Not all survivors will feel the same way as Johnson. The meaning of accountability is both vast and specific. While some may believe no one deserves to be harshly punished for their wrongdoing, others may believe that punishment in some cases is necessary or deserved. Some may think a lengthy sentence is appropriate for someone like Ashley C. Ford’s father who raped two women, or decide they do not need to hear the thoughts and feelings of men like Mark from Things We Didn’t Talk About When I Was a Girl. As Srinivasan writes in The Right to Sex, “Feminists need not be saints … but [they] must ask what it is they set in motion, and against whom, when they demand more policing and more prisons.”
Much has changed since Alice Sebold published Lucky at the tail-end of the 90s. The need to confront all forms of sexual violence is well known, and more people are writing about and publishing their experiences than ever before. At the same time, the United States has reached an inflection point about the outsized role of policing and prisons nationwide. Though these two things may seem at odds, they need not be.

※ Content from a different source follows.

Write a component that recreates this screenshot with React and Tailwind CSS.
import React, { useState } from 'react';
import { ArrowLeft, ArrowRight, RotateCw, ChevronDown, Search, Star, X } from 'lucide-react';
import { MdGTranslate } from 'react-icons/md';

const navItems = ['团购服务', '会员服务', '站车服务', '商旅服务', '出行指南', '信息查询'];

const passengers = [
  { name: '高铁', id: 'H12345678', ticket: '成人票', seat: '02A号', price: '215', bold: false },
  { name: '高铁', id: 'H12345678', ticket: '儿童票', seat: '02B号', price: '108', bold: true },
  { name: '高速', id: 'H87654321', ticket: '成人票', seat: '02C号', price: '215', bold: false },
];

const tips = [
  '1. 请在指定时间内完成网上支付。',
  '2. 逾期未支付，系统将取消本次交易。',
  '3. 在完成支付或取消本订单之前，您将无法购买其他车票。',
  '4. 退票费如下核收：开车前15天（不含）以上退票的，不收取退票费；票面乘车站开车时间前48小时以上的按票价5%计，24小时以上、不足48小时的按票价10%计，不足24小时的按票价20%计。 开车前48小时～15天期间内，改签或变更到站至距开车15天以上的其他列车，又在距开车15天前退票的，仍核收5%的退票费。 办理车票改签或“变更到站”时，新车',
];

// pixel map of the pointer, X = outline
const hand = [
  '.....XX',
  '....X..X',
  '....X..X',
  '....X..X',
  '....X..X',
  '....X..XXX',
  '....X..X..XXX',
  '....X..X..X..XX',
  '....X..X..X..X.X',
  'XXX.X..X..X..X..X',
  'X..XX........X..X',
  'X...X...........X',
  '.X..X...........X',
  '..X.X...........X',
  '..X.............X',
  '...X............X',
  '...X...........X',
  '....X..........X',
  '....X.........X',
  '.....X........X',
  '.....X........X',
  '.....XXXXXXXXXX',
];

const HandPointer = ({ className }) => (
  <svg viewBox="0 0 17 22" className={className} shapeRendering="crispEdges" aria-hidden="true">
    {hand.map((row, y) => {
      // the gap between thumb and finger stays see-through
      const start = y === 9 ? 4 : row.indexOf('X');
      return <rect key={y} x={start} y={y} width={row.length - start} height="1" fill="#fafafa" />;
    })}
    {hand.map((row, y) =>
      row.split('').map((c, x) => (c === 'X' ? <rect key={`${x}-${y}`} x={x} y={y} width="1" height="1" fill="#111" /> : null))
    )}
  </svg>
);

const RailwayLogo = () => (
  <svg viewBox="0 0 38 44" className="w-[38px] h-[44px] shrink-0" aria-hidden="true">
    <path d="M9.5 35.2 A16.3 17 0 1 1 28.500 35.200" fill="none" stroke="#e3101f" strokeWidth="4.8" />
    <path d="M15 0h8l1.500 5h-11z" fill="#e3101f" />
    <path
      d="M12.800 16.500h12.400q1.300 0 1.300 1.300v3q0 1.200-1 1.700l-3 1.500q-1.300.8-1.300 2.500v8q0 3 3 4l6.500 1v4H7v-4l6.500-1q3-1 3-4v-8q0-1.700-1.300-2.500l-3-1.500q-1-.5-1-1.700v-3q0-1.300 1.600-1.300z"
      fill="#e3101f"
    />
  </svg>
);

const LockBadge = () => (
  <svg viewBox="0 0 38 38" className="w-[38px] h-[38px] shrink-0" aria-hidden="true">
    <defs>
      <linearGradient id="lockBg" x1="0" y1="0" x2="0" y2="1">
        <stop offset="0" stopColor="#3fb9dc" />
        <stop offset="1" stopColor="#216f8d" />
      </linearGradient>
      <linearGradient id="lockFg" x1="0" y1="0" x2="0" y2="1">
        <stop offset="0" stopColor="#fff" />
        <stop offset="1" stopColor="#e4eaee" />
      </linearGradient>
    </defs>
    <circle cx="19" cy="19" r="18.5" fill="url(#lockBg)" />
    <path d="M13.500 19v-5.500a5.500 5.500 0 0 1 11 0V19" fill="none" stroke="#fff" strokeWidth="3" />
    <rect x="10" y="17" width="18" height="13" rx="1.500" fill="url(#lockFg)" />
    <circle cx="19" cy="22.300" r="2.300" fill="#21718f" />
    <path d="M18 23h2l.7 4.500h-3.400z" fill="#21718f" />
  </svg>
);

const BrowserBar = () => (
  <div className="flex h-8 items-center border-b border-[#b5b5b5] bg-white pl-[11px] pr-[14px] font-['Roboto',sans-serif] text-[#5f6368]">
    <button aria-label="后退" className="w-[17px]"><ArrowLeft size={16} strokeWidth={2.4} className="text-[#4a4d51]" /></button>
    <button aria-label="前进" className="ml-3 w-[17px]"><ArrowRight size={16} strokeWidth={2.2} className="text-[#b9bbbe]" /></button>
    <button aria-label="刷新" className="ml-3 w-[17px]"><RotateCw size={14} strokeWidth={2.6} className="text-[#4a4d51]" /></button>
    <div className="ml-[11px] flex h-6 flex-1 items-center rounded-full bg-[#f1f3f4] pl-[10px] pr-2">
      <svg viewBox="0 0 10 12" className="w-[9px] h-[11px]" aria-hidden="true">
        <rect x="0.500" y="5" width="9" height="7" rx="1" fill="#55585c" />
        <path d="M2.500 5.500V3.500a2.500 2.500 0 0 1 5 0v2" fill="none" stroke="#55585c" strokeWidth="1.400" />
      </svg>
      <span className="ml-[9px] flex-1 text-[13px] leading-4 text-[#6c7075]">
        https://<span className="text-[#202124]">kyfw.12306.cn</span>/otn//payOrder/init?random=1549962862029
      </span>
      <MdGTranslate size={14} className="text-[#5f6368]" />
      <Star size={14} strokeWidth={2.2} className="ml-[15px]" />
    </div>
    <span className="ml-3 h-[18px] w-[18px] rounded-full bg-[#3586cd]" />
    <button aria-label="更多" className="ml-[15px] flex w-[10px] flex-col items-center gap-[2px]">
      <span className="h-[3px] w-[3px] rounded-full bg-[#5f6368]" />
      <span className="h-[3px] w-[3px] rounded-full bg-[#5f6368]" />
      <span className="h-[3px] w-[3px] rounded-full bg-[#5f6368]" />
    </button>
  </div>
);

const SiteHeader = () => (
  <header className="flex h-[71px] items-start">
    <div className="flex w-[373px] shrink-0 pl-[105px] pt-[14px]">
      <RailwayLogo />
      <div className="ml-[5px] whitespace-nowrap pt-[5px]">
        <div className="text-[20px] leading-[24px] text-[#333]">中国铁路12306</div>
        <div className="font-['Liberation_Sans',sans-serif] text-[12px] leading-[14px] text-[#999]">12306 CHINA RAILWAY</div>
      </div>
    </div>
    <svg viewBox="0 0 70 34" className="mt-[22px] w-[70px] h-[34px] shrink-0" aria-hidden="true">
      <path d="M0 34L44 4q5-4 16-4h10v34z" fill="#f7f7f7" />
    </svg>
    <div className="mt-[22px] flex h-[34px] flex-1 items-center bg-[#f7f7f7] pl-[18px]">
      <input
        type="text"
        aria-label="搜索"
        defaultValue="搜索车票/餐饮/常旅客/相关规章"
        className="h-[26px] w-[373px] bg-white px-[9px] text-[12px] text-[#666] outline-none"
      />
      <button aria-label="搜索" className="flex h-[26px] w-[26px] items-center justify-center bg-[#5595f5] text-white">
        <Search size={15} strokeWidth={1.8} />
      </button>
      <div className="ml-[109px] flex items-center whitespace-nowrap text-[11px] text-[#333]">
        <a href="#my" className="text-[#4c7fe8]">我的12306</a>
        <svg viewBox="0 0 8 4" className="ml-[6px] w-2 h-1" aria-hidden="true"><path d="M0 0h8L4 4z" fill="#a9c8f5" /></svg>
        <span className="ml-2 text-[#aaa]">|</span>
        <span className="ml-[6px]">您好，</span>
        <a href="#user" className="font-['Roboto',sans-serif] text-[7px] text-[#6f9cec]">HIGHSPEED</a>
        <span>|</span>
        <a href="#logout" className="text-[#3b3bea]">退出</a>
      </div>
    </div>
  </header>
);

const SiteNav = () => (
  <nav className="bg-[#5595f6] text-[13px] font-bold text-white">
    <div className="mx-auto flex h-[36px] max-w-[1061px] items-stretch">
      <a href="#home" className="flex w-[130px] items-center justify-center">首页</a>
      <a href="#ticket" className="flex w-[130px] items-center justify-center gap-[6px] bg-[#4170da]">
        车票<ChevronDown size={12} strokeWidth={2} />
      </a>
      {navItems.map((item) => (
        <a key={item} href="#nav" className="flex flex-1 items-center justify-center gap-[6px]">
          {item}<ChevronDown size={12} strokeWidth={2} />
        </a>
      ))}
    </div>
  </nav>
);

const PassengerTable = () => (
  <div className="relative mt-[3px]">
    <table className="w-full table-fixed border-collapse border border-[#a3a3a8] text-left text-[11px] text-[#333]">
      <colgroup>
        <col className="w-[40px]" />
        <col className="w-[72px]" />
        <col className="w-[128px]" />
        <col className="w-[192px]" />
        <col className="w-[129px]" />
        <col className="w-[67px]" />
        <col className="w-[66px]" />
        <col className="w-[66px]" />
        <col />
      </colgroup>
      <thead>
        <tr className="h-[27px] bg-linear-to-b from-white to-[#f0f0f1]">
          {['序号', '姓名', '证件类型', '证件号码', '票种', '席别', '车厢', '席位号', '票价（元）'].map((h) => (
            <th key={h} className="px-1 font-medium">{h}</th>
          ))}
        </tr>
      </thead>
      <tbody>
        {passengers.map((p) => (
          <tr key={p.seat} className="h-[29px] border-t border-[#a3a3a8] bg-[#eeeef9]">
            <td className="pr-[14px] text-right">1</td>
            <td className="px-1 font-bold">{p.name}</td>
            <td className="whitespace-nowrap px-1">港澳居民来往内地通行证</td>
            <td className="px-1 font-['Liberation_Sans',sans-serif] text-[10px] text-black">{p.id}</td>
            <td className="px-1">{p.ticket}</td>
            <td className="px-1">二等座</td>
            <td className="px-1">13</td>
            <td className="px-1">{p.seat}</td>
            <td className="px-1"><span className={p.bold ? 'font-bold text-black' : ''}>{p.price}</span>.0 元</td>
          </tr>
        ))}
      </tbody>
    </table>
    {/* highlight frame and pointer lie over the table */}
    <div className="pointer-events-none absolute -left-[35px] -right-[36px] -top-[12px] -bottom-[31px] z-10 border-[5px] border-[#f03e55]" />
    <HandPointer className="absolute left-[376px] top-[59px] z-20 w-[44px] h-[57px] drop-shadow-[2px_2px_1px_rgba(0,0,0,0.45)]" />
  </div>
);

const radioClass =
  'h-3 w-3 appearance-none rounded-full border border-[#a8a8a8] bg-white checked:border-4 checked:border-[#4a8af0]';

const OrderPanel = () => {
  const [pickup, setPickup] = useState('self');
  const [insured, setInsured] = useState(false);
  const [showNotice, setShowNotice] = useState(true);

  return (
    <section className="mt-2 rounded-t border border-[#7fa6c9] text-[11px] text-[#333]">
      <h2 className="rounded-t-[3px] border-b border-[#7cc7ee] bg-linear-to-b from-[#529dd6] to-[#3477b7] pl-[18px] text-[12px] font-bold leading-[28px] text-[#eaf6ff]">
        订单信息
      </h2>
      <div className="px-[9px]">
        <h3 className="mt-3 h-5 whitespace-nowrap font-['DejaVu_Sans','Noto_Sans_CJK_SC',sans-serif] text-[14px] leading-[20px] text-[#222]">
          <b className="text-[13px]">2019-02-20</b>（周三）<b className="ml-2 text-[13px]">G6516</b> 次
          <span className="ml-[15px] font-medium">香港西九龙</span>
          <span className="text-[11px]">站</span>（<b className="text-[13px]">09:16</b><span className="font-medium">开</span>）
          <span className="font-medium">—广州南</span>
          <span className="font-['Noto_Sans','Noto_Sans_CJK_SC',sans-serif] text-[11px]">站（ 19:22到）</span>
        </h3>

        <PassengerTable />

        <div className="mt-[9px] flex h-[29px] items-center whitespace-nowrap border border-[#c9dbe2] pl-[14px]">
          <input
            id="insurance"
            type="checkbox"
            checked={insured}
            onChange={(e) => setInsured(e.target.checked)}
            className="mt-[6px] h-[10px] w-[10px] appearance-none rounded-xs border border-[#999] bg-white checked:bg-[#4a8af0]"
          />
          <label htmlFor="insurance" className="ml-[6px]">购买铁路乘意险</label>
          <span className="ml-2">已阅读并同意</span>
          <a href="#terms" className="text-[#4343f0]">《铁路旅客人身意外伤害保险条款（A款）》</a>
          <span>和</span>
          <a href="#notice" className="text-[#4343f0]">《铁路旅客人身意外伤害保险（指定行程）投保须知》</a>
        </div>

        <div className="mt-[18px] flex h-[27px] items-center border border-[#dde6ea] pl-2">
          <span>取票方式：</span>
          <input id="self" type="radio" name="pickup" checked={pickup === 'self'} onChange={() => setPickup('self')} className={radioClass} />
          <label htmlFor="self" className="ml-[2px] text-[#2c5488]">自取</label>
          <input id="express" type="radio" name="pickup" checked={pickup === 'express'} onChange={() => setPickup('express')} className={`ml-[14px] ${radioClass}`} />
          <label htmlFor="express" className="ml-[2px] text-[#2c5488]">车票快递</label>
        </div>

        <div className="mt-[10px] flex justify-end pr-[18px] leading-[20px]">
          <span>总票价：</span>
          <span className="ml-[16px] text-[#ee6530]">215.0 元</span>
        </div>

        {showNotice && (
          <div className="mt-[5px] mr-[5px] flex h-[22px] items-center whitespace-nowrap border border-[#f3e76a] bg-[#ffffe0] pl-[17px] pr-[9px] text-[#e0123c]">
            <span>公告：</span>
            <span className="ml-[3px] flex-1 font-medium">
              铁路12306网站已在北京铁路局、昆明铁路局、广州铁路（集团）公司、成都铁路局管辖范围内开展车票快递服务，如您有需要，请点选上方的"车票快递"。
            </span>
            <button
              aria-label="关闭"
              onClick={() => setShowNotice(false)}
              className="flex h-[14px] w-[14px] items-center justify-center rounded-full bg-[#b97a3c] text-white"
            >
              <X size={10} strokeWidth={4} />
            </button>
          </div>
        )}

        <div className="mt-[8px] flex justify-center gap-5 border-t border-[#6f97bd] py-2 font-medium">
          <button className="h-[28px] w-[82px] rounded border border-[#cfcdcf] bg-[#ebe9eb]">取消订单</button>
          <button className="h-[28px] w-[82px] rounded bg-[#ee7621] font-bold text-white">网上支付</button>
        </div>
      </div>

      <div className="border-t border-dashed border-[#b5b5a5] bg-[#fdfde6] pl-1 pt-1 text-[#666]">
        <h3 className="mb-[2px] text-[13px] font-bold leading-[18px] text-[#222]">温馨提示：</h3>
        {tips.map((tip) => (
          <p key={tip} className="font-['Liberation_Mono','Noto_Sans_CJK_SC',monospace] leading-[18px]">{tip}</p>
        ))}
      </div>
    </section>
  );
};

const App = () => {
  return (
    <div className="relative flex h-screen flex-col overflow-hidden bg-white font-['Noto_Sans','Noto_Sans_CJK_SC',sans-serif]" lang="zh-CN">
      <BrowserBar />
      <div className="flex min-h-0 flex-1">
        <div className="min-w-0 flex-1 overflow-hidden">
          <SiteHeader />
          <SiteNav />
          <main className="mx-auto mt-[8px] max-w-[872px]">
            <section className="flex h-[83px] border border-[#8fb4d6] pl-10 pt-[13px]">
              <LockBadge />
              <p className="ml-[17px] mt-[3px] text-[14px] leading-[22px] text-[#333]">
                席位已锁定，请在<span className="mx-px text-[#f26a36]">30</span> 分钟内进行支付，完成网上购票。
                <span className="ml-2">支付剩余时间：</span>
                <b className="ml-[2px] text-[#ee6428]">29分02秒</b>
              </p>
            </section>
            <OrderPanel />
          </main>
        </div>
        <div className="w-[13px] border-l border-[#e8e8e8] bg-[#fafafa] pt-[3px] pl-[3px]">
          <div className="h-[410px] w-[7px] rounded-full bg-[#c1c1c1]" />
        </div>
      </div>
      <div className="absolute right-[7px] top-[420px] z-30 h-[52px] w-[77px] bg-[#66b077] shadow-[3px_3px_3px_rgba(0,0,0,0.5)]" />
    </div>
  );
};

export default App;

Now is the time to start imagining a future free not just from sexual violence but from the racist violence of our broken criminal legal system. Writers and publishers are uniquely equipped to do this important work. Writers and publishers must acknowledge the unique power they have to shape how Americans think about race, crime, and prison, a power that has often bolstered rather than questioned the pro-carceral status quo. Through storytelling, writers can complicate existing narratives and build better ones. They can transform both individual and societal suffering into a thing of beauty and meaning, and they can tell powerful and nuanced stories that help us to reframe our understanding of “justice” and what it looks like in today’s world.
Publishers must also be willing to select these kinds of narratives for publication, and support them with the marketing and promotional practices that will help them to reach a wider audience. Halting the publication and distribution of problematic books, as Simon & Schuster did with Lucky, is not enough. The industry must actively confront its long-held, unquestioned focus on white writers telling white stories edited by white editors for white audiences. Hiring more people of color, publishing writers from marginalized communities, and implementing more robust review practices for books that directly or indirectly involve policing and prisons is a strong place to start. When planning to publish a major book like Lucky, publishers can hire sensitivity readers from impacted communities to bring their insight and experiences to the work. Perhaps restorative justice experts or legal activists should also be brought into the acquisitions and fact-checking processes to ensure that glaring errors or misrepresentations like the ones in Lucky are not shrugged off or ignored. The most obvious solution is to publish the work of incarcerated and formerly incarcerated writers—important voices that, like those of survivors, have been silenced for far too long.
Publishing cannot do the work of the criminal legal system, but it can act as a critical check on its tremendous power. Through diversifying their staff and authors and changing the way stories about crime are acquired and published, the industry can begin to combat the historical exclusions, biases, and blind spots that allowed a flawed book like Lucky to be published in the first place, and that helped the suffering of a man like Anthony Broadwater to go completely unchecked for close to twenty years.
In the months since his exoneration, Broadwater has received an outpouring of support from people across the country, including over $160,000 from a GoFundMe Campaign aiming to raise money for his housing and legal fees. Broadwater is currently seeking financial compensation from New York state for his wrongful conviction, and he hopes to one day have enough money to buy a farmhouse in the country with his wife, Elizabeth. Toward Sebold, he remains forgiving and empathetic, telling the New York Times, “She went through an ordeal, and I went through one too.” With time, Broadwater has set up his own email account and is slowly learning how to use a computer and navigate the internet. Timothy Mucciante, the lawyer and producer who helped bring attention to the story, is interested in partnering with Broadwater to make a documentary film about his life. Soon, Broadwater may get the chance to share his own story with the world.